No other world religion contains, in its foundational scriptures, direct, specific attacks on and condemnation of Christianity. No other world religion was founded by a man who made war on Christians. No other world religion is currently making war on Christians.

Christians face theft, imprisonment, sex slavery, persecution, restriction, and death in Nigeria, Kenya, Egypt, Iraq, Iran, Pakistan, and Malaysia. Those persecuting Christians follow and cite Muslim scripture and history.

Given the reality of Islam's treatment of Christians, The National Cathedral's choice to host Muslim prayer has aroused agony and outrage among Americans. This agony and outrage is obvious in internet posts. There is even, sadly, hatred of Muslims expressed in these posts. This hatred directly contradicts Christian teachings.

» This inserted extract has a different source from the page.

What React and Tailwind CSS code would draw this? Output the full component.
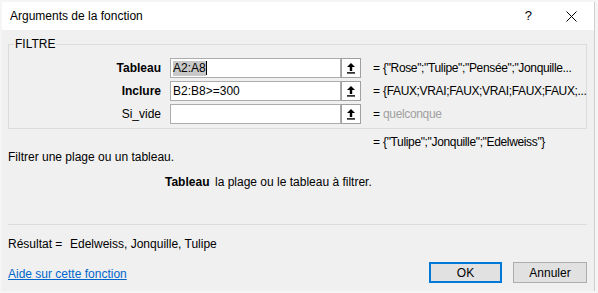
import React from 'react';

const font = { fontFamily: '"Liberation Sans", Arial, sans-serif' };

function RefButton() {
    return (
        <div className="shrink-0 w-[20px] h-[20px] border border-[#a0a0a0] bg-white flex items-center justify-center">
            <svg width="10" height="12" viewBox="0 0 10 12">
                <path d="M5 1 L9 5 L6.2 5 L6.2 9 L3.8 9 L3.8 5 L1 5 Z" fill="#000" />
                <rect x="1" y="10.2" width="8" height="1.4" fill="#000" />
            </svg>
        </div>
    );
}

function ArgRow({ label, bold, value, children, result, muted }) {
    return (
        <div className="flex items-center h-[20px]">
            <div className={`shrink-0 w-[152px] text-right text-[12px] text-black ${bold ? 'font-bold' : ''}`}>{label}</div>
            <div className="shrink-0 ml-[9px] w-[171px] h-[20px] border border-[#adadad] bg-white flex items-center pl-[2px] text-[12px] text-black">
                {children || value}
            </div>
            <RefButton />
            <div className="shrink-0 ml-[12px] w-[10px] text-[12px] text-black">=</div>
            <div className={`min-w-0 text-[12px] tracking-[-0.35px] whitespace-nowrap ${muted ? 'text-[#a0a0a0]' : 'text-black'}`}>{result}</div>
        </div>
    );
}

export default function App() {
    return (
        <div className="w-[598px] h-[293px] bg-[#f5f5f5] pt-[2px] pl-[2px] pr-[3px] pb-[2px]" style={font}>
            <div className="h-full flex flex-col bg-[#f0f0f0] border-r border-[#cfcfcf]">
                {/* Title bar */}
                <div className="h-[28px] bg-white flex items-center pl-[8px] pr-[17px]">
                    <div className="text-[12px] text-black flex-1">Arguments de la fonction</div>
                    <div className="text-[13px] text-black mr-[34px]">?</div>
                    <svg width="11" height="11" viewBox="0 0 11 11">
                        <path d="M0.5 0.5 L10.5 10.5 M10.5 0.5 L0.5 10.5" stroke="#000" strokeWidth="1" />
                    </svg>
                </div>

                <div className="flex flex-col pl-[6px] pr-[7px]">
                    {/* Group box */}
                    <div className="relative mt-[14px] border border-[#dcdcdc] pt-[13px] pb-[4px] flex flex-col gap-[3px]">
                        <div className="absolute left-[5px] top-[-8px] bg-[#f0f0f0] px-[1px] text-[12px] leading-[14px] text-black">FILTRE</div>
                        <ArgRow label="Tableau" bold result={'{"Rose";"Tulipe";"Pensée";"Jonquille...'}>
                            <span className="bg-[#c8c8c8] leading-[15px]">A2:A8</span>
                            <span className="w-px h-[14px] bg-black" />
                        </ArgRow>
                        <ArgRow label="Inclure" bold value="B2:B8>=300" result="{FAUX;VRAI;FAUX;VRAI;FAUX;FAUX;..." />
                        <ArgRow label="Si_vide" value="" result="quelconque" muted />
                    </div>

                    {/* Formula result */}
                    <div className="flex items-center h-[15px] mt-[5px] text-[12px] text-black">
                        <div className="ml-[365px] w-[10px]">=</div>
                        <div className="tracking-[-0.35px]">{'{"Tulipe";"Jonquille";"Edelweiss"}'}</div>
                    </div>

                    <div className="h-[16px] flex items-center text-[12px] text-black">Filtrer une plage ou un tableau.</div>

                    <div className="mt-[9px] h-[16px] flex items-center text-[12px] text-black">
                        <span className="ml-[157px] w-[50px] font-bold">Tableau</span>
                        <span>la plage ou le tableau à filtrer.</span>
                    </div>

                    <div className="mt-[34px] h-px bg-[#dcdcdc]" />

                    <div className="mt-[11px] h-[16px] flex items-center text-[12px] text-black">
                        <span className="w-[62px]">Résultat =</span>
                        <span>Edelweiss, Jonquille, Tulipe</span>
                    </div>

                    <div className="mt-[10px] flex items-center">
                        <a className="flex-1 text-[12px] text-[#0066cc] underline mt-[2px]">Aide sur cette fonction</a>
                        <button className="w-[73px] h-[21px] border-2 border-[#0078d7] bg-[#e1e1e1] text-[12px] text-black">OK</button>
                        <button className="ml-[11px] w-[74px] h-[21px] border border-[#adadad] bg-[#e1e1e1] text-[12px] text-black">Annuler</button>
                    </div>
                </div>
            </div>
        </div>
    );
}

Christians must continue to obey the command of the man who died on a cross for us: love one another, as I have loved you. We must love our Muslim brothers and sisters.

Christian love is nothing like the simulacrum of the Politically Correct. Christian love must be based in truth. It is Political Correctness, but not love, to close our eyes to the horrors that Islam imposes on its adherents: clitoredectomy, dancing boys, imprisoned and illiterate women, stoning, flogging, amputation, dictatorial governments, the bombing of schools and the murder of students, imposed backwardness, suicide bombings that are little more than child sacrifice, and constant warfare in the name of Allah.

It is Political Correctness, but not love, to claim that we in the West, inheritors of the Judeo-Christian tradition, must denigrate our heritage of science, democracy, self-criticism, and human rights in order not to cause Muslims to feel bad. It is love, real Christian love, to love our Muslim brothers and sisters, while at the same time speaking the truth to them. And the truth is that Muslim prayer has no place in a Christian church.

To our Muslim brothers and sisters, we must extend welcome: welcome into our lives and into our homes and into our hearts. Welcome into our workplaces and welcome into our nation. This welcome is warm and it is inclusive. Our warm welcome includes this: welcome into the truth we speak.